Work to complete: Copy each line of the entries that contains the word "TypeScript".

Front-end source files
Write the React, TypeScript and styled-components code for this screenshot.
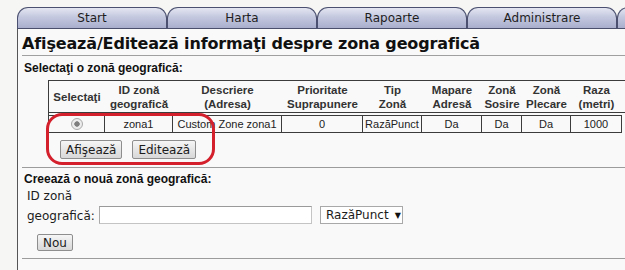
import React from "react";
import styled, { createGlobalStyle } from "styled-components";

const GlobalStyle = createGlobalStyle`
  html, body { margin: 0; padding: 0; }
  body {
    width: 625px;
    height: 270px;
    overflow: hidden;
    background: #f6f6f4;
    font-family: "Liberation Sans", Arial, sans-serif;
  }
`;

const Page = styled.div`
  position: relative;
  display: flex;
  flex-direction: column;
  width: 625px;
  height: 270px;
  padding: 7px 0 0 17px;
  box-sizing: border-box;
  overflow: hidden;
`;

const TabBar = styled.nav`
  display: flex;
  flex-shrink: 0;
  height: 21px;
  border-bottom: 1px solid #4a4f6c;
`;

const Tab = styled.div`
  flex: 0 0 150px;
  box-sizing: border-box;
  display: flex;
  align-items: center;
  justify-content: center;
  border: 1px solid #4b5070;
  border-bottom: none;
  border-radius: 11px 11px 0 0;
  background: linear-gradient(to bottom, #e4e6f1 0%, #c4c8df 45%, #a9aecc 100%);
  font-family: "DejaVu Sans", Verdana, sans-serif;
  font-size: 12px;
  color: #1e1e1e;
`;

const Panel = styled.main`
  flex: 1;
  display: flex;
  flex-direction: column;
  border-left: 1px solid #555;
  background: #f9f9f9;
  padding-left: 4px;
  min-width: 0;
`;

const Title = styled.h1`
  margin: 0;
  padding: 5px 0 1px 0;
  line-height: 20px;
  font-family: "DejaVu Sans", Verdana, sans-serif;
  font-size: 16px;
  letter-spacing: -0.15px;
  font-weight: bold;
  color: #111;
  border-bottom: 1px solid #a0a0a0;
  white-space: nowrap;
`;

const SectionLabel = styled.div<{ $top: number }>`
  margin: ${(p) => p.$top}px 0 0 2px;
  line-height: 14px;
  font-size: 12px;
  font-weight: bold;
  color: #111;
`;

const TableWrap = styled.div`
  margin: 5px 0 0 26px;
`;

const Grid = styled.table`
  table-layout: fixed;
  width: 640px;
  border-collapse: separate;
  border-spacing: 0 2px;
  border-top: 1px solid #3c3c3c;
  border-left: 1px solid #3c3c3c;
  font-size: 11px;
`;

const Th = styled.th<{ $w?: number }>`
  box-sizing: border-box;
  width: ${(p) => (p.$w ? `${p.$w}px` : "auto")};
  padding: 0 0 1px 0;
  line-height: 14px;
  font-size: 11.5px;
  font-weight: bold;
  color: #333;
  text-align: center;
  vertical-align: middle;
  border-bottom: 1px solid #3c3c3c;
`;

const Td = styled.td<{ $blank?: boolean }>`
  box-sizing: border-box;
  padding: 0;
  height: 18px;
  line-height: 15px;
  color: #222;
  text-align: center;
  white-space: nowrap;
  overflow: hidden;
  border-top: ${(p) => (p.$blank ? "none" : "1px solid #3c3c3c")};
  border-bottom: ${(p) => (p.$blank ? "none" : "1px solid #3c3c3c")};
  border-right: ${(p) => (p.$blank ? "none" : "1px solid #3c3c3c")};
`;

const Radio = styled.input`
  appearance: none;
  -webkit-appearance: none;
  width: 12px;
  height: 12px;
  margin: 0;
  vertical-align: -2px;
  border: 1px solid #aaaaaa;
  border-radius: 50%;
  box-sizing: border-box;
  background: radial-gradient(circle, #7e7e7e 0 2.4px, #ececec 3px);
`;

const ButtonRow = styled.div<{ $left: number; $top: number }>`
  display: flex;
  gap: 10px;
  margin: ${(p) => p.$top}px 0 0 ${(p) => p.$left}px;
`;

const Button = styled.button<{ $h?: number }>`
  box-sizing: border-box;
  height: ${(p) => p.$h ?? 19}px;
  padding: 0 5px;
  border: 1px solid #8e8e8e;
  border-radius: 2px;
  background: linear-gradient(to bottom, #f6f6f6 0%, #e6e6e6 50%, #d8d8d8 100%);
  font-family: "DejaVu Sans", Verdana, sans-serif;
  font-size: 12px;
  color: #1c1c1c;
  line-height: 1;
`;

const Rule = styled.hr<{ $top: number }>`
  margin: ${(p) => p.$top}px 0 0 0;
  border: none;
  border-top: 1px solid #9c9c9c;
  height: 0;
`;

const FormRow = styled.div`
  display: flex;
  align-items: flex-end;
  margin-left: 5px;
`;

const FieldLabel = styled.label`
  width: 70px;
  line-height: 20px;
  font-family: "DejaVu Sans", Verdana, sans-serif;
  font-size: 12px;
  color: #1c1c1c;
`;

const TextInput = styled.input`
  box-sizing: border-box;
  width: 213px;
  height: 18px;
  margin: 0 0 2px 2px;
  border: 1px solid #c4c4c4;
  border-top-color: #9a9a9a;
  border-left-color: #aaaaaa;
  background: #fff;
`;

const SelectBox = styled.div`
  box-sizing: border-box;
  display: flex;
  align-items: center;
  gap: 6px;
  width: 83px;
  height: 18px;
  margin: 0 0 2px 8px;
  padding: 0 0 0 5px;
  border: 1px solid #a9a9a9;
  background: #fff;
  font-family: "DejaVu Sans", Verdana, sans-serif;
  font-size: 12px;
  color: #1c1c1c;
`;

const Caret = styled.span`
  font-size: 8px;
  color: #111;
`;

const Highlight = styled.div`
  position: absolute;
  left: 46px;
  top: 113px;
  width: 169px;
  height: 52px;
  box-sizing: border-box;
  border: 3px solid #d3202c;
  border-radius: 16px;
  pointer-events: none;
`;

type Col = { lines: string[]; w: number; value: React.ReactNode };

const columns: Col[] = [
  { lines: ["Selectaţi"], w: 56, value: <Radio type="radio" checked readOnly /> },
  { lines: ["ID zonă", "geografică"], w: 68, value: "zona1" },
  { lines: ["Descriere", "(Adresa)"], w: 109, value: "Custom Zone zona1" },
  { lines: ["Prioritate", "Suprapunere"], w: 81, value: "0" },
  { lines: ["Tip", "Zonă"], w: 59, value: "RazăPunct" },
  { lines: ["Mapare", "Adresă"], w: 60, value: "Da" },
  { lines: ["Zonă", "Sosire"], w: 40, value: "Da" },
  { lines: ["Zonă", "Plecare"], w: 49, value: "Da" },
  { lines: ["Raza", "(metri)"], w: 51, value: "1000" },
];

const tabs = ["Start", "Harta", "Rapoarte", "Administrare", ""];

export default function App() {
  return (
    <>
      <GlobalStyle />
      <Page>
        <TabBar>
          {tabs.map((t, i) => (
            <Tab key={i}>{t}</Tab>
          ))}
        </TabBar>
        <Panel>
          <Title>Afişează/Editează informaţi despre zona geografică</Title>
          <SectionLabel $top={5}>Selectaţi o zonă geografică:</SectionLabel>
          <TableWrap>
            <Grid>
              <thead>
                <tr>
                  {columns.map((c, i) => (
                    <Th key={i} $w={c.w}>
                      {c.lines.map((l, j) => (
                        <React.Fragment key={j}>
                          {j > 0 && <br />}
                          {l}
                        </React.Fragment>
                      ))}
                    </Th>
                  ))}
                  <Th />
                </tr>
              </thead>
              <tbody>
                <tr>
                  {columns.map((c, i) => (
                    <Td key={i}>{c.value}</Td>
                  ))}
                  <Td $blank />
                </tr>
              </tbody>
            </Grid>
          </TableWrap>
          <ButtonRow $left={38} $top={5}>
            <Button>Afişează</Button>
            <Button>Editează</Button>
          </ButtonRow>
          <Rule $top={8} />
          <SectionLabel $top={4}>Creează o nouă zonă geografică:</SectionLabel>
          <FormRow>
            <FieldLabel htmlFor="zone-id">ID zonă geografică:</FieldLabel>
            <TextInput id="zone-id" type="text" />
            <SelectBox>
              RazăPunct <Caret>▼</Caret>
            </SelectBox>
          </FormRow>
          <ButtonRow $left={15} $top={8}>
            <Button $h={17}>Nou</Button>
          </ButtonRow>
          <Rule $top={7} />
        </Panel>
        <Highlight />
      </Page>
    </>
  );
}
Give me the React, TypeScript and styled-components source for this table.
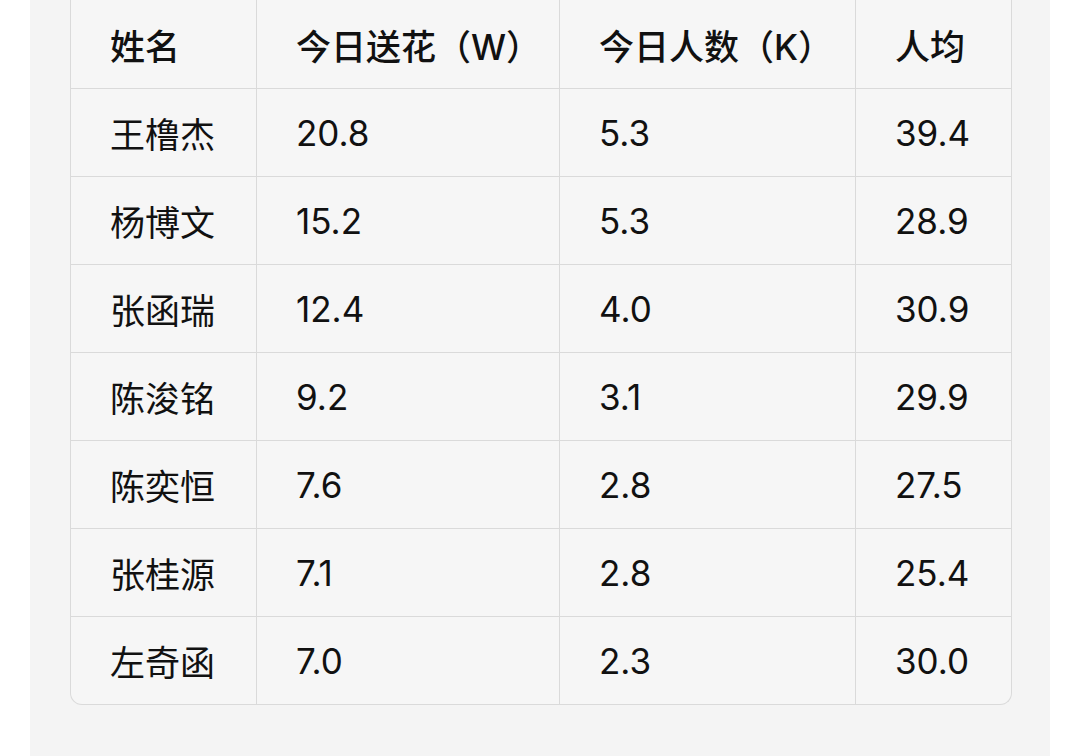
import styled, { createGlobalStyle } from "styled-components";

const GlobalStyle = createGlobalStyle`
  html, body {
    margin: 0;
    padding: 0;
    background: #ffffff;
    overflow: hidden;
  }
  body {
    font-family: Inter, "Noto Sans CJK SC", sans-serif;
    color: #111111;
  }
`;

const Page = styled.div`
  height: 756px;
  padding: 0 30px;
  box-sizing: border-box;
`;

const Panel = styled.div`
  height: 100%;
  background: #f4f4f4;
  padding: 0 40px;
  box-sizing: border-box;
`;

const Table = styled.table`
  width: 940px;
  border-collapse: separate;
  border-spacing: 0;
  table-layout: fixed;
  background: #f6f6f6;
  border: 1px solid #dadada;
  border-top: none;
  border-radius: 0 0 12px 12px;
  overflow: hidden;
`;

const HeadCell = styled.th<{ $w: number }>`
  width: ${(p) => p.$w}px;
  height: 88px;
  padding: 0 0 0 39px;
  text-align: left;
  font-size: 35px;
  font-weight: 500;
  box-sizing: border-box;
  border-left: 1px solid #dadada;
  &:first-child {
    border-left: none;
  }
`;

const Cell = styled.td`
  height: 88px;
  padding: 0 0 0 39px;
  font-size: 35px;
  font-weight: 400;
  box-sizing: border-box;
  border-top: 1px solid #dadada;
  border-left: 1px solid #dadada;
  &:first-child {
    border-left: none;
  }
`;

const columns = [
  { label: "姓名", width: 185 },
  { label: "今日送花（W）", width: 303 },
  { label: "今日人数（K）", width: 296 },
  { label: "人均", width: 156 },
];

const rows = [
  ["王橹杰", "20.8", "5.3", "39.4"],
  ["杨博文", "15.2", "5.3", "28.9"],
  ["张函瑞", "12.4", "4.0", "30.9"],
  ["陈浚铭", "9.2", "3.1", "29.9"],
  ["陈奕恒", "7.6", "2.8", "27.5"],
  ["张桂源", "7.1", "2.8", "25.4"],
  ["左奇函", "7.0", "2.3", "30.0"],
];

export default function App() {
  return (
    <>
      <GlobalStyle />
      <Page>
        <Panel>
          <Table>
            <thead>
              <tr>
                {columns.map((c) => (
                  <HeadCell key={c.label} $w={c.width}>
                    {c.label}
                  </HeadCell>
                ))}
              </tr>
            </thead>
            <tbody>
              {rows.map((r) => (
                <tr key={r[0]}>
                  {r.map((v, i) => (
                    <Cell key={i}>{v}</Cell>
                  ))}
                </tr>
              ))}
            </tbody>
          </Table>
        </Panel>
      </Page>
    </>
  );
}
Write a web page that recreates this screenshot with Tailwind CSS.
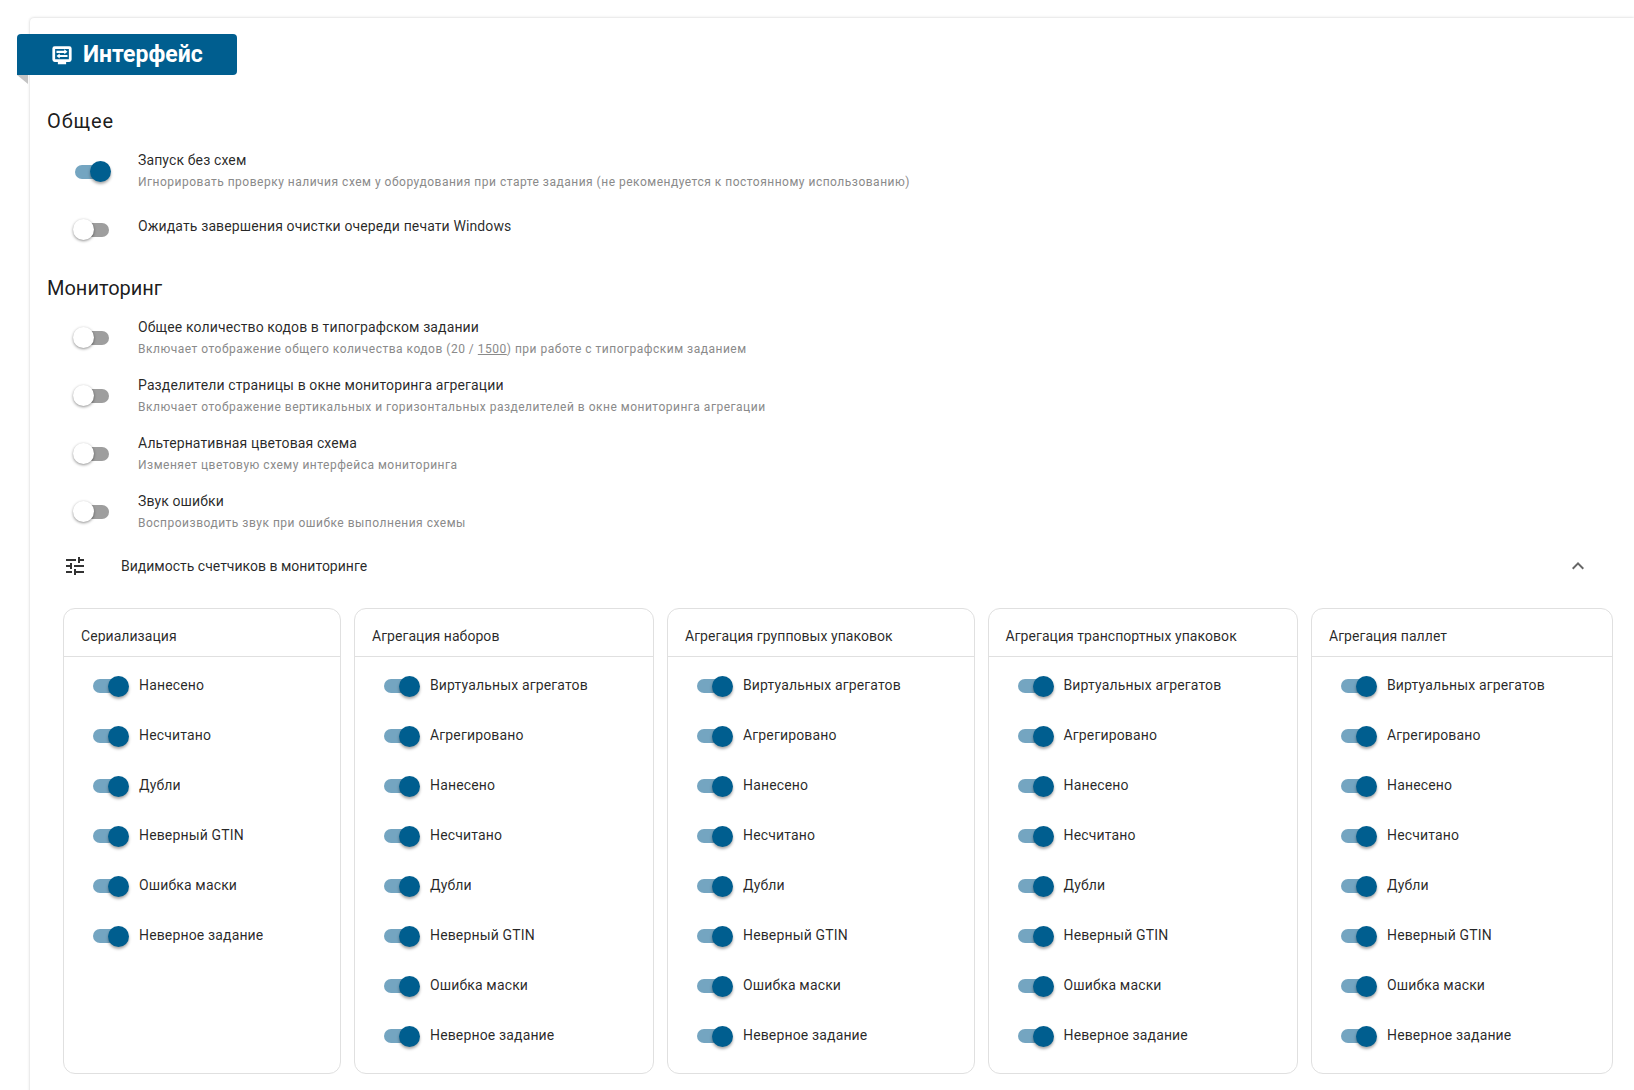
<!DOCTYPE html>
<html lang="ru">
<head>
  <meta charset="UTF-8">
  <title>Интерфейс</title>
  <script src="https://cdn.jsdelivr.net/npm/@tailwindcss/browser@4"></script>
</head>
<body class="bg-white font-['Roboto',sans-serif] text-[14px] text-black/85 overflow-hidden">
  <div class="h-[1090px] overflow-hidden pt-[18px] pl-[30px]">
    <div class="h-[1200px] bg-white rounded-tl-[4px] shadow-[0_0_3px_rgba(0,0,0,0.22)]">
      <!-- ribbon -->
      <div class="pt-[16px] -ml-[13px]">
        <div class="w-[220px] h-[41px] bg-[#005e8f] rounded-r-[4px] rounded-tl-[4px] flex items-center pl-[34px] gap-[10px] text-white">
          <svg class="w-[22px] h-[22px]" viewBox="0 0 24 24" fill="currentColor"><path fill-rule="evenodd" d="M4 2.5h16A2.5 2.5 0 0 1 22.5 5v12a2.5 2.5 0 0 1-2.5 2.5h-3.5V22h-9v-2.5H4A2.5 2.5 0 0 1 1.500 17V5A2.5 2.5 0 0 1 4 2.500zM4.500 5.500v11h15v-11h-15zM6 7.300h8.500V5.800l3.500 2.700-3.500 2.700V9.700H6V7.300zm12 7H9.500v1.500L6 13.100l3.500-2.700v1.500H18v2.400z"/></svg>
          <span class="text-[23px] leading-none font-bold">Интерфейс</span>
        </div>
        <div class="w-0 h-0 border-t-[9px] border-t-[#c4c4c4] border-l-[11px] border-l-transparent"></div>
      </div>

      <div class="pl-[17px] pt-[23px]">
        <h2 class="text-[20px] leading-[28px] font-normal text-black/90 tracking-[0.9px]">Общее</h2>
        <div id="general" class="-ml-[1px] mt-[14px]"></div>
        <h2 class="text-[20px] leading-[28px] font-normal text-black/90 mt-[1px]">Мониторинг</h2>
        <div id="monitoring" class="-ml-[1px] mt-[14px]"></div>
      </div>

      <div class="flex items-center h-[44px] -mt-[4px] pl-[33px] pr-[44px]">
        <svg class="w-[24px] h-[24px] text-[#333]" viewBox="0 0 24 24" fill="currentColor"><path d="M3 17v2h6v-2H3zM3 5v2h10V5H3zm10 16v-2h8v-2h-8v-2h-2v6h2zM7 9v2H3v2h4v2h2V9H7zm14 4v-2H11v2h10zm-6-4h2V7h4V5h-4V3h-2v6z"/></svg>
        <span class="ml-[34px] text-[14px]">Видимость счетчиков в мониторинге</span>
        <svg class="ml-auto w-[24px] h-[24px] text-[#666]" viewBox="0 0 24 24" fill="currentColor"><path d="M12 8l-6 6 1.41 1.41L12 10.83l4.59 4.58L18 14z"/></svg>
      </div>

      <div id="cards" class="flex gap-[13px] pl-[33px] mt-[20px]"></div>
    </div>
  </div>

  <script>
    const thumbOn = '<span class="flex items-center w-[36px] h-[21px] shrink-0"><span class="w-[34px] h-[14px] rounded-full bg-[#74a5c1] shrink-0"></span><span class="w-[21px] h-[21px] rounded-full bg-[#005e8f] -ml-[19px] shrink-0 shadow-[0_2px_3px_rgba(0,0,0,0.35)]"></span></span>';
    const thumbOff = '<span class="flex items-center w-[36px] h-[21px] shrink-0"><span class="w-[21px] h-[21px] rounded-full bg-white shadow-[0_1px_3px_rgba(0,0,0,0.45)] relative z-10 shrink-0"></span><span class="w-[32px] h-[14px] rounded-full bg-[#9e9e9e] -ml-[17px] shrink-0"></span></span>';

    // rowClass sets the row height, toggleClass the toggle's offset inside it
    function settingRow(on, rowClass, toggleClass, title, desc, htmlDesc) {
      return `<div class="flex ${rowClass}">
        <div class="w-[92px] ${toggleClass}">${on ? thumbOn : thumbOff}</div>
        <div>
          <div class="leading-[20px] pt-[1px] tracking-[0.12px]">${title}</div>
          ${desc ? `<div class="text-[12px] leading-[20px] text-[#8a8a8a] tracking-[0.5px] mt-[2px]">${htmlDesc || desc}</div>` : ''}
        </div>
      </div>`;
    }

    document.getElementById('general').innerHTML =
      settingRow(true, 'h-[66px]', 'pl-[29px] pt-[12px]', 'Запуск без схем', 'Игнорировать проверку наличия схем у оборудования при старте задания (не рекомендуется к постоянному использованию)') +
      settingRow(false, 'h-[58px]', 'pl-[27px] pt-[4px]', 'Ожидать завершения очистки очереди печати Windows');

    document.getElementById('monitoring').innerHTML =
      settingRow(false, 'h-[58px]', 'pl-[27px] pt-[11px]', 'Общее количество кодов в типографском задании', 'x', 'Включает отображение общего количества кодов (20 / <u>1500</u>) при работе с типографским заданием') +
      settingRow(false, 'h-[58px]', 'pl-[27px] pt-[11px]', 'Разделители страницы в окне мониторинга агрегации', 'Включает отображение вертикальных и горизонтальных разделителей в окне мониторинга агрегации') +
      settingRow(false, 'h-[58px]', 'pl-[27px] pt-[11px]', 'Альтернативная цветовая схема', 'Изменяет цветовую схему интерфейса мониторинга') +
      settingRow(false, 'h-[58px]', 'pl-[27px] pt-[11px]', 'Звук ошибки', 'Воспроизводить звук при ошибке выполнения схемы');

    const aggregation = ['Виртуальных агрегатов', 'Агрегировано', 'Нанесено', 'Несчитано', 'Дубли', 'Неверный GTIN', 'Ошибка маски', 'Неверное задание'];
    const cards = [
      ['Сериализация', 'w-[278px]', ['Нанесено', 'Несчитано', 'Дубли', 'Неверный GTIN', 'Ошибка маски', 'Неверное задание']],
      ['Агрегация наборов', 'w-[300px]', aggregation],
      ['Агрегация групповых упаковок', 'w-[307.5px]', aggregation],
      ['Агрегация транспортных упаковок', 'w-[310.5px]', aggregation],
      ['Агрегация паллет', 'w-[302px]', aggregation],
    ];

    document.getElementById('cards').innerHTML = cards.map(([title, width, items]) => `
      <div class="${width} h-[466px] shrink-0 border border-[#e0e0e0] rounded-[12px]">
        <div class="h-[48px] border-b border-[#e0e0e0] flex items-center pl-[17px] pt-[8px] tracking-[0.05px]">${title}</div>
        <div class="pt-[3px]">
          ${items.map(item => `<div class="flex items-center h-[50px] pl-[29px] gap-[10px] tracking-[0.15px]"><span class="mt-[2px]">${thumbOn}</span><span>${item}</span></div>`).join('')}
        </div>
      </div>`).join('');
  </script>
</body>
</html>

Output of the exercise:
Write the React, TypeScript and styled-components code for this screenshot.
Give me the React, TypeScript and styled-components source for this table.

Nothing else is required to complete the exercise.